Nach den Olympischen Spielen 2008 in Peking mit dem für sie selbst unbefriedigenden 23. Platz nahm Melanie Seeger ein Jahr Auszeit, brachte Helena zur Welt und ging ihr sportliches Comeback an. „Nach meiner Babypause habe ich die Saison 2010 allein bestritten – viele, die einem vorher auf die Schulter geklopft hatten, waren plötzlich nicht mehr von mir und meinen sportlichen Fähigkeiten überzeugt. Seitdem zieh ich mein Ding mehr oder weniger allein durch, vor allem unterstützt von Dries, unseren Familien und meinen Kollegen an der Schule. Auch meinem Verein, der mich auf dem Weg nach London begleitete, möchte ich danken“, erzählt die Geherin, die es bei den Europameisterschaften 2010 in Barcelona mit Platz vier hinter einem russischen Trio allen Zweiflern zeigte, ihr Pädagogik-Studium beendete und als Grundschullehrerin an der Inselschule Töplitz zu arbeiten begann. Bei den Weltmeisterschaften im vergangenen Jahr in Daegu gab sie kurz vor dem Ziel auf, um nicht disqualifiziert zu werden. So konnte sie noch das Weltcup-Finale in La Coruna bestreiten, in dem sie sehr gute Dritte wurde, ehe sie sich durch ihre in Naumburg erzielten 1:29:20 Stunden das Olympia-Ticket nach London sicherte.

„Danach“, meint sie, „habe ich mich nur auf meinen Olympia-Start am 11. August um 17 Uhr konzentriert. Ich habe es richtig genossen, nicht mehr den Qualifikationsstress zu haben. Das Wettkampfjahr 2012 ist bislang allerdings unglaublich verlaufen.“ Beim Weltcup im chinesischen Taican wurde Seeger – auf Platz sechs liegend – erstmals disqualifiziert, „was mich sehr geärgert hat“, meint sie noch heute.
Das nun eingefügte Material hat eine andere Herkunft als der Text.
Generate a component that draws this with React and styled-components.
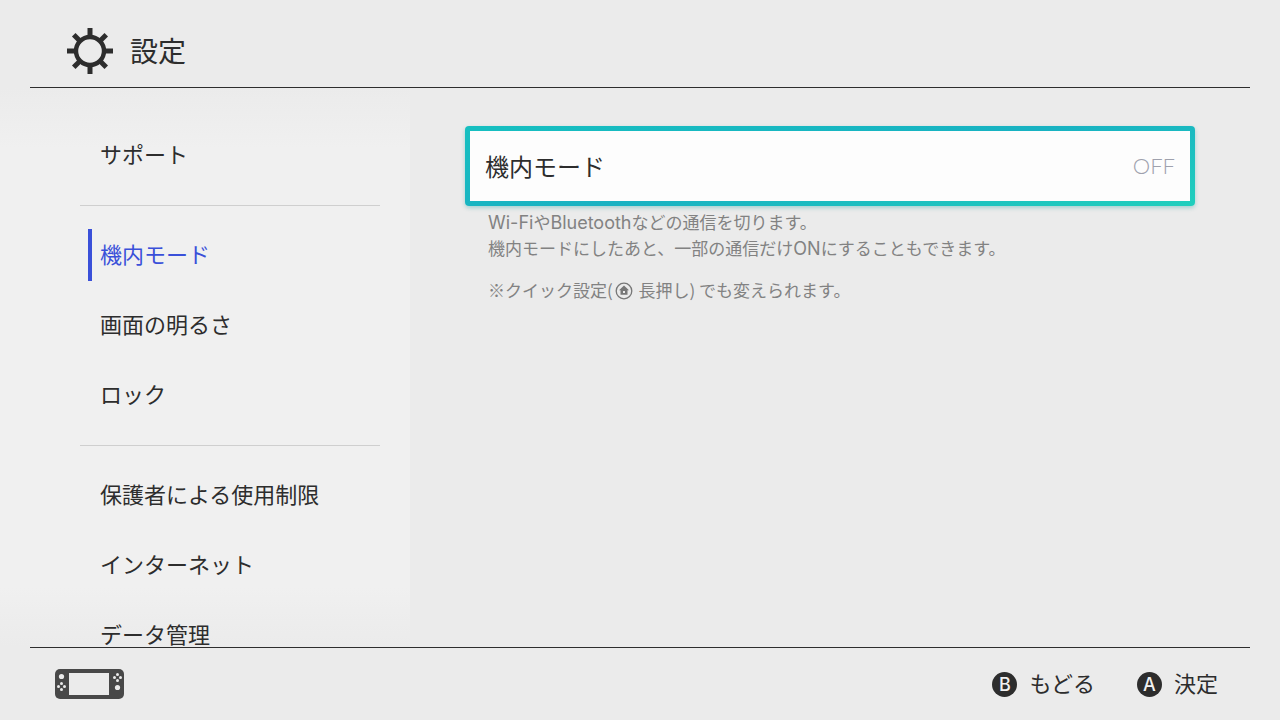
import React from "react";
import styled, { createGlobalStyle } from "styled-components";

const cjk = `"Noto Sans CJK JP", sans-serif`;

const GlobalStyle = createGlobalStyle`
  * { box-sizing: border-box; }
  body {
    margin: 0;
    background: #ebebeb;
    color: #2d2d2d;
    font-family: ${cjk};
  }
  button { font: inherit; color: inherit; border: 0; background: none; padding: 0; cursor: pointer; }
`;

const Screen = styled.div`
  display: flex;
  flex-direction: column;
  height: 100vh;
  overflow: hidden;
`;

const Header = styled.header`
  flex: none;
  display: flex;
  align-items: center;
  gap: 16px;
  height: 88px;
  margin: 0 30px;
  padding: 14px 36px 0;
  border-bottom: 1px solid #2d2d2d;
`;

const Title = styled.h1`
  margin: 0;
  padding-bottom: 2px;
  font-size: 28px;
  line-height: 40px;
  font-weight: 400;
`;

const Body = styled.div`
  flex: 1;
  min-height: 0;
  display: flex;
`;

const Sidebar = styled.nav`
  flex: none;
  width: 410px;
  padding: 32px 30px 0 80px;
  overflow: hidden;
  background: linear-gradient(#ebebeb, #f0f0f0 60px, #f0f0f0 calc(100% - 60px), #ebebeb);
`;

const Divider = styled.hr`
  height: 1px;
  margin: 15px 0 14px;
  border: 0;
  background: #cfcfcf;
`;

const MenuItem = styled.button`
  display: flex;
  align-items: center;
  width: 100%;
  height: 70px;
  padding-left: 8px;
  font-size: 22px;
  line-height: 48px;
  text-align: left;
  color: ${(p) => (p.$active ? "#3a50d9" : "#2d2d2d")};
`;

const MenuLabel = styled.span`
  padding: 0 0 4px 8px;
  border-left: 4px solid ${(p) => (p.$active ? "#3a50d9" : "transparent")};
`;

const Content = styled.main`
  flex: 1;
  min-width: 0;
  padding: 38px 85px 0 55px;
`;

const SettingRow = styled.button`
  display: flex;
  align-items: center;
  justify-content: space-between;
  width: 100%;
  height: 80px;
  padding: 0 15px;
  border: 5px solid transparent;
  border-radius: 4px;
  background:
    linear-gradient(#fdfdfd, #fdfdfd) padding-box,
    linear-gradient(170deg, #16bfc0, #18b2c2 50%, #20cfbd) border-box;
  box-shadow: 0 2px 4px rgba(0, 150, 150, 0.3);
  font-size: 24px;
  line-height: 36px;
`;

const Value = styled.span`
  font-family: Lato, ${cjk};
  font-size: 22px;
  font-weight: 300;
  color: #9fa1ad;
`;

const Description = styled.div`
  margin-top: 3px;
  padding-left: 23px;
  font-size: 17px;
  line-height: 26px;
  color: #828282;
`;

const Paragraph = styled.p`
  margin: 0 0 16px;
`;

const Latin = styled.span`
  font-family: Inter, ${cjk};
  font-size: 18px;
  font-weight: 400;
  line-height: 1;
`;

const HomeGlyph = styled.svg`
  width: 18px;
  height: 18px;
  margin: 0 2px;
  vertical-align: -3px;
`;

const Footer = styled.footer`
  flex: none;
  display: flex;
  align-items: center;
  justify-content: space-between;
  height: 73px;
  margin: 0 30px;
  padding: 0 32px 0 25px;
  border-top: 1px solid #2d2d2d;
`;

const Actions = styled.div`
  display: flex;
  gap: 42px;
`;

const Action = styled.button`
  display: flex;
  align-items: center;
  gap: 12px;
`;

const ActionLabel = styled.span`
  padding-bottom: 4px;
  font-size: 22px;
  line-height: 32px;
`;

const Key = styled.span`
  width: 25px;
  height: 25px;
  border-radius: 50%;
  background: #2d2d2d;
  color: #f2f2f2;
  font: 500 18px/25px Inter, sans-serif;
  text-align: center;
`;

function GearIcon() {
  return (
    <svg width="48" height="48" viewBox="0 0 48 48" fill="none" stroke="#2d2d2d" aria-hidden="true">
      <circle cx="24" cy="24" r="14" strokeWidth="4.400" />
      {[0, 45, 90, 135, 180, 225, 270, 315].map((a) => (
        <path key={a} d="M24 1v8.500" strokeWidth="5" transform={`rotate(${a} 24 24)`} />
      ))}
    </svg>
  );
}

function ConsoleIcon() {
  return (
    <svg width="69" height="30" viewBox="0 0 69 30" role="img" aria-label="Console">
      <rect width="69" height="30" rx="5" fill="#484848" />
      <g fill="#ebebeb">
        <path d="M14 4h40v22H14z" />
        <circle cx="6.500" cy="7.500" r="2.600" />
        <circle cx="6.500" cy="14.500" r="1.500" />
        <circle cx="6.500" cy="20.500" r="1.500" />
        <circle cx="3.500" cy="17.500" r="1.500" />
        <circle cx="9.500" cy="17.500" r="1.500" />
        <circle cx="62.500" cy="5.500" r="1.500" />
        <circle cx="62.500" cy="11.500" r="1.500" />
        <circle cx="59.500" cy="8.500" r="1.500" />
        <circle cx="65.500" cy="8.500" r="1.500" />
        <circle cx="62.500" cy="18.500" r="2.600" />
      </g>
    </svg>
  );
}

const groups = [
  ["サポート"],
  ["機内モード", "画面の明るさ", "ロック"],
  ["保護者による使用制限", "インターネット", "データ管理"],
];

export default function App() {
  const active = "機内モード";
  return (
    <Screen lang="ja">
      <GlobalStyle />
      <Header>
        <GearIcon />
        <Title>設定</Title>
      </Header>
      <Body>
        <Sidebar>
          {groups.map((items, i) => (
            <React.Fragment key={i}>
              {i > 0 && <Divider />}
              {items.map((label) => (
                <MenuItem key={label} $active={label === active}>
                  <MenuLabel $active={label === active}>{label}</MenuLabel>
                </MenuItem>
              ))}
            </React.Fragment>
          ))}
        </Sidebar>
        <Content>
          <SettingRow>
            <span>機内モード</span>
            <Value>OFF</Value>
          </SettingRow>
          <Description>
            <Paragraph>
              <Latin>Wi-Fi</Latin>や<Latin>Bluetooth</Latin>などの通信を切ります。
              <br />
              機内モードにしたあと、一部の通信だけ<Latin>ON</Latin>にすることもできます。
            </Paragraph>
            <Paragraph>
              ※クイック設定(
              <HomeGlyph viewBox="0 0 18 18" aria-hidden="true">
                <circle cx="9" cy="9" r="7.800" fill="none" stroke="#777" strokeWidth="1.300" />
                <path d="M9 3.600l5 4.700h-1.500v4.500h-7V8.300H4z" fill="#777" />
                <path d="M8 9h2v2H8z" fill="#ebebeb" />
              </HomeGlyph>{" "}
              長押し) でも変えられます。
            </Paragraph>
          </Description>
        </Content>
      </Body>
      <Footer>
        <ConsoleIcon />
        <Actions>
          <Action>
            <Key>B</Key>
            <ActionLabel>もどる</ActionLabel>
          </Action>
          <Action>
            <Key>A</Key>
            <ActionLabel>決定</ActionLabel>
          </Action>
        </Actions>
      </Footer>
    </Screen>
  );
}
Auf die Deutschen Meisterschaften verzichtete sie wegen gesundheitlicher Probleme, beim Weltcup im russischen Saransk landete sie auf Platz 19. „Ich dachte damals, ich sei körperlich bereits wieder weiter, aber bei Temperaturen von fast 40 Grad ging am Ende gar nichts mehr“, erinnert sie sich. „Danach war ich anderthalb Wochen krank, und erst Ende Mai wurde bei mir Eisenmangel festgestellt.“ Seeger hoffte zwar, dass es Mitte Juni wieder für einen erfolgreichen Start beim Weltcup in La Coruna reicht. „Da habe ich aber unterwegs gemerkt, wie der Körper reagierte, und bin lieber ausgestiegen.“ Inzwischen gehe es ihr aber wieder gut. „Ich musste in der vergangenen Woche noch zu einer Grunduntersuchung, die der DOSB (der Deutsche Olympische Sportbund/d. Red.) für alle Olympiateilnehmer angeordnet hat. Und da hat man auch festgestellt, dass ich in London starten kann“, erzählt die Potsdamerin, die die Deutschen Meisterschaften im Bahngehen in Diez absagte und stattdessen zu einem einwöchigen Trainingslager in Verveckens Heimatstadt Grobbendonk reiste. „Dort kann man bis zur Nordsee unendlich weit gehen, da habe ich noch mal Grundlagentraining gemacht“, erklärt Melanie Seeger.

Jetzt in der Höhe von Font-Romeu-Odeillo-Via „stehen wieder Grundlagen und nun auch Geschwindigkeit auf dem Programm“, erläutert die Potsdamerin, die sich das dritte Jahr in Folge in jenem Pyrenäen-Ort den letzten sportlichen Schliff verpasst. „Hier habe ich absolute Ruhe für meine Vorbereitung, hier kenne ich mich inzwischen auch bestens aus. Dries betreut mich, und Helena kann mich mit ihrem Laufrad schon ein Stückchen begleiten oder mir bei meinen Trainingsrunden an der Weitsprunggrube meine Trinkflasche reichen.“ Der Countdown für London läuft.